# Using external speakers for TV



## dennislanier (May 21, 2014)

I have a 2004 motorhome which has a DVD player/AM/FM stereo with connections for speakers. This unit is old (2003) and does NOT have HDMI connection etc. I have recently bought a new HDTV which of course has terrible sound from the cheap speakers on it. What I want to know is whether there is some way to connect the TV to the speaker system of the CD player. I have used RC cables etc to no avail. Is there some adapter or extra piece of equipment I need to hook this up. Also, the DVD player works fine, but will not play a music CD. Is that "normal"? When I put the DVD in the machine I only get sound out of ONE speaker, not the others.

I'm obviously in over my head here. Any info appreciated.


----------



## joed (Mar 13, 2005)

What is the make and model of the new TV?


----------



## dennislanier (May 21, 2014)

Brand name is Hanspree. Don’t have the model number available right now


----------



## ktkelly (Apr 7, 2007)

dennislanier said:


> I have a 2004 motorhome which has a DVD player/AM/FM stereo with connections for speakers. This unit is old (2003) and does NOT have HDMI connection etc. I have recently bought a new HDTV which of course has terrible sound from the cheap speakers on it. What I want to know is whether there is some way to connect the TV to the speaker system of the CD player. I have used RC cables etc to no avail. Is there some adapter or extra piece of equipment I need to hook this up. Also, the DVD player works fine, but will not play a music CD. Is that "normal"? When I put the DVD in the machine I only get sound out of ONE speaker, not the others.
> 
> I'm obviously in over my head here. Any info appreciated.







Sounds like the DVD/AM/FM has a problem, and also needs to be replaced with a newer unit that does have HDMI in/out.


Yes, it should play a DVD and a CD, and you should get sound out of both speakers.




As to the TV, *IF* it has audio out, that could require an adapter cable to connect to the Combo DVD/AM/FM receiver.




Honestly, you need model numbers on both the TV and the DVD/AM/FM receiver.
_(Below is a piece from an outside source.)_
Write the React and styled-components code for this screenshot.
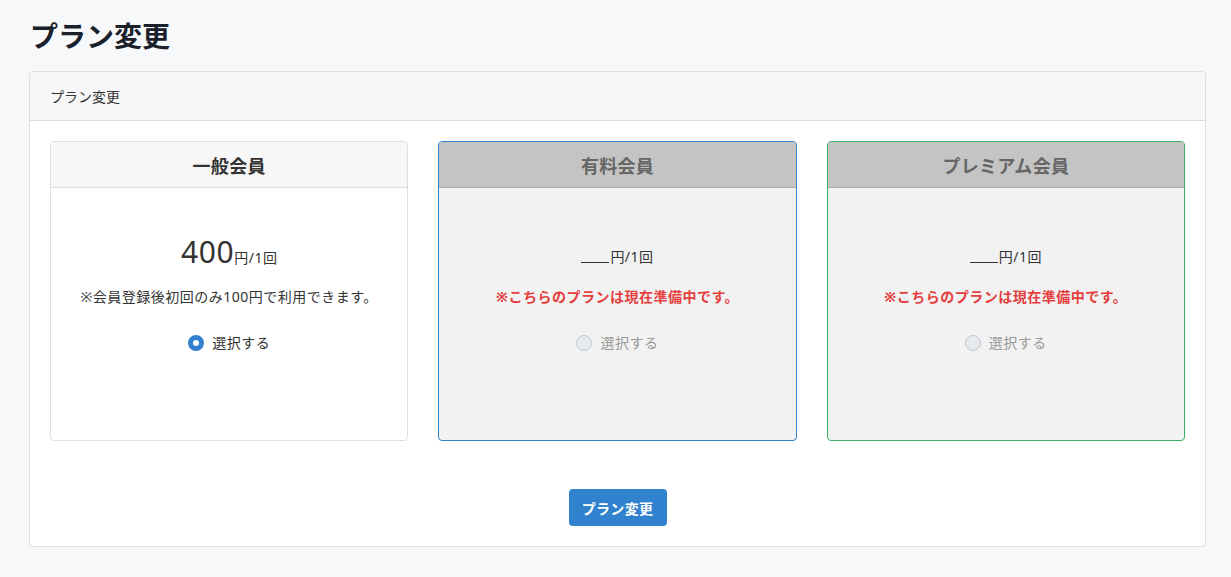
import React from "react";
import styled, { createGlobalStyle } from "styled-components";

const Global = createGlobalStyle`
  html, body { margin: 0; padding: 0; }
  body {
    background: #f7f8fa;
    font-family: "Noto Sans", "Noto Sans CJK JP", sans-serif;
    color: #333;
  }
`;

const Page = styled.div`
  padding: 16px 25px 30px 29px;
`;

const Title = styled.h1`
  margin: 0 0 15px 1px;
  font-size: 28px;
  line-height: 40px;
  font-weight: 700;
  color: #1a202c;
`;

const Panel = styled.section`
  background: #fff;
  border: 1px solid #dddfe2;
  border-radius: 4px;
  overflow: hidden;
`;

const PanelHeader = styled.div`
  height: 48px;
  display: flex;
  align-items: center;
  padding: 0 20px;
  background: #f7f7f7;
  border-bottom: 1px solid #dcdcdc;
  font-size: 14px;
  color: #333;
`;

const PanelBody = styled.div`
  padding: 20px 20px 20px;
  display: flex;
  flex-direction: column;
  align-items: center;
`;

const Plans = styled.div`
  width: 100%;
  display: grid;
  grid-template-columns: repeat(3, 1fr);
  gap: 30px;
`;

const Plan = styled.div`
  height: 300px;
  box-sizing: border-box;
  border: 1px solid ${(p) => p.$border};
  border-radius: 4px;
  overflow: hidden;
  display: flex;
  flex-direction: column;
  background: ${(p) => (p.$disabled ? "#f2f2f2" : "#fff")};
`;

const PlanHeader = styled.div`
  height: 45px;
  flex: none;
  display: flex;
  align-items: center;
  justify-content: center;
  font-size: 18px;
  font-weight: 700;
  letter-spacing: 0.3px;
  color: ${(p) => (p.$disabled ? "#666" : "#333")};
  background: ${(p) => (p.$disabled ? "#c4c4c4" : "#f7f7f7")};
  border-bottom: 1px solid ${(p) => (p.$disabled ? "#a9a9a9" : "#dcdcdc")};
`;

const PlanBody = styled.div`
  flex: 1;
  display: flex;
  flex-direction: column;
  align-items: center;
  padding-top: 49px;
  letter-spacing: 0.5px;
`;

const Price = styled.div`
  height: 40px;
  font-size: 14px;
  line-height: 40px;
  color: #333;
  text-align: center;
  white-space: nowrap;
`;

const Amount = styled.span`
  font-size: 30px;
  line-height: 30px;
  letter-spacing: 0.6px;
`;

const Blank = styled.span`
  display: inline-block;
  width: 28px;
  height: 1.5px;
  background: #333;
  margin-right: 1px;
  vertical-align: -1px;
`;

const Note = styled.p`
  margin: 10px 0 0;
  font-size: 14px;
  line-height: 20px;
  color: ${(p) => (p.$warn ? "#e53e3e" : "#333")};
  font-weight: ${(p) => (p.$warn ? 700 : 400)};
`;

const RadioLabel = styled.label`
  margin-top: 26px;
  display: flex;
  align-items: center;
  gap: 8px;
  font-size: 14px;
  line-height: 20px;
  color: ${(p) => (p.$disabled ? "#999" : "#333")};
`;

const RadioDot = styled.span`
  width: 16px;
  height: 16px;
  box-sizing: border-box;
  border-radius: 50%;
  background: ${(p) => (p.$checked ? "#fff" : "#e6e9ee")};
  border: ${(p) => (p.$checked ? "5px solid #3182ce" : "1px solid #c3c9d1")};
`;

const SubmitButton = styled.button`
  margin-top: 48px;
  width: 98px;
  height: 37px;
  border: none;
  border-radius: 4px;
  background: #3182ce;
  color: #fff;
  font-family: inherit;
  font-size: 14px;
  font-weight: 700;
  letter-spacing: 0.3px;
`;

const plans = [
  { name: "一般会員", border: "#dddfe2", price: "400", note: "※会員登録後初回のみ100円で利用できます。" },
  { name: "有料会員", border: "#3182ce", disabled: true },
  { name: "プレミアム会員", border: "#38b26a", disabled: true },
];

export default function App() {
  return (
    <Page>
      <Global />
      <Title>プラン変更</Title>
      <Panel>
        <PanelHeader>プラン変更</PanelHeader>
        <PanelBody>
          <Plans>
            {plans.map((p) => (
              <Plan key={p.name} $border={p.border} $disabled={p.disabled}>
                <PlanHeader $disabled={p.disabled}>{p.name}</PlanHeader>
                <PlanBody>
                  <Price>
                    {p.disabled ? <Blank /> : <Amount>{p.price}</Amount>}
                    円/1回
                  </Price>
                  {p.disabled ? (
                    <Note $warn>※こちらのプランは現在準備中です。</Note>
                  ) : (
                    <Note>{p.note}</Note>
                  )}
                  <RadioLabel $disabled={p.disabled}>
                    <RadioDot $checked={!p.disabled} />
                    選択する
                  </RadioLabel>
                </PlanBody>
              </Plan>
            ))}
          </Plans>
          <SubmitButton>プラン変更</SubmitButton>
        </PanelBody>
      </Panel>
    </Page>
  );
}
I would also recommend new connection cables, and testing the speakers (maybe use an old stereo receiver for this test).


----------



## dennislanier (May 21, 2014)

Thanks for the info. I will get the model numbers etc when I’m in the motor home in the next day or two.


----------



## AllanJ (Nov 24, 2007)

Did you say that when you play a DVD you get sound out of both speakers but when you play a CD in the same player you get sound out of just one speaker, with no changes to the knobs or settings?

Try unplugging and replugging each jack in back of each piece of equipment twice, one plug at a time. This cleans the contracts and fixes most loose/oxidized connection problems.

Does the TV have a headphone (earphone) jack? That can also be used to feed an external amplifier or stereo receiver and then feed external speakers. This works for all TV sources including DVD player and antenna received TV stations.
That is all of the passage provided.